Abstract
This article provides a vision of school disciplinary strategies as provided by childhood school memories of practicing or unemployed teachers. This narrative approach allows us to understand the school and its daily routines and rituals from an insiders' point of view, drawing upon the double perspective teachers employ when reflecting on their own experience as school children. The results of the study demonstrate a wide range of disciplinary practices coinciding with a Foucauldian disciplinary structure – a system of micro‐penalty governing time, activity, behavior, speech, the body, and sexuality. Analyzing the systemic regulation of bodies in schools can uncover institutional meanings and make them available for questioning, perhaps even negotiation.
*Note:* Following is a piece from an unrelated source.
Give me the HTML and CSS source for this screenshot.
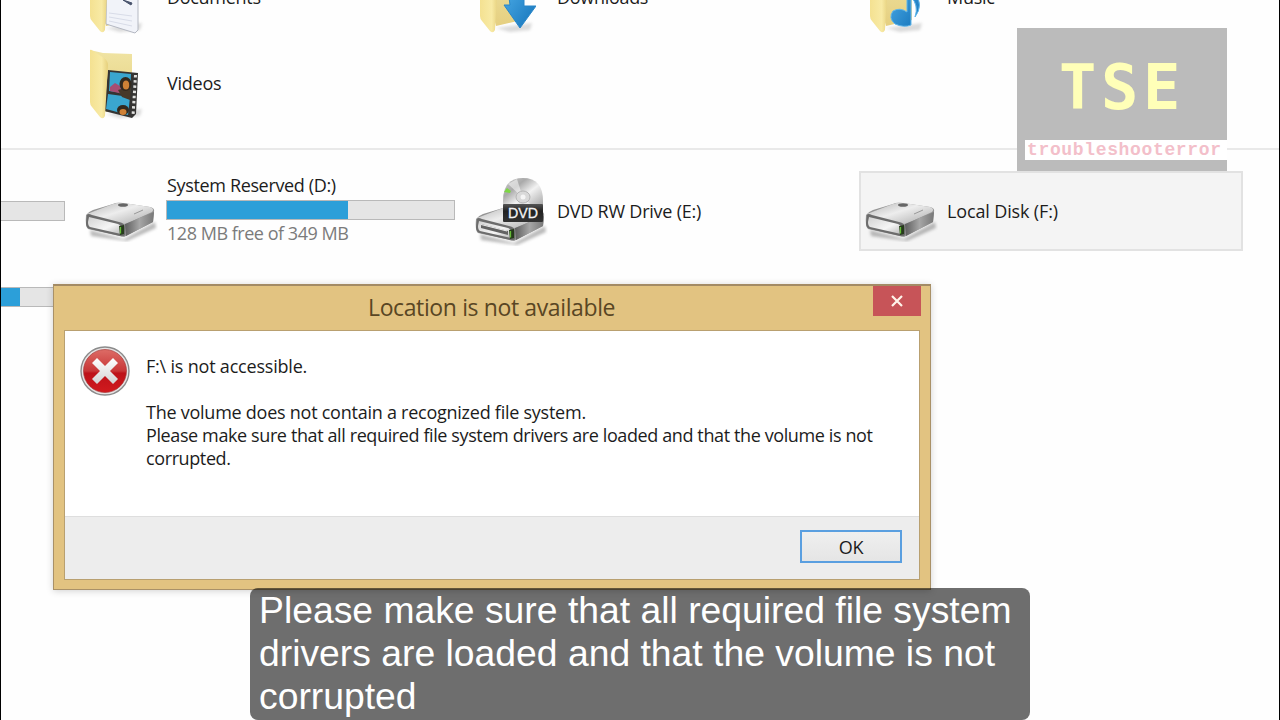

Recognizing the ways in which teachers' roles are inextricably bound with the disciplinary power relations of their institutions can help alleviate frustration and burnout and help teachers make more informed pedagogical decisions.
Acknowledgements
The authors would like to extend our deepest appreciation to those who participated in this investigation for giving us the opportunity to delve into their lives and to recognize ourselves in their pain and joy.
Notes
1. While others, like sociologist Erving Goffman, have analyzed ‘totalizing institutions,’ we find Foucault's genealogical analysis of the emergence of certain kinds of institutions and the available discourses that make them possible to be particularly useful for analyzing school practice.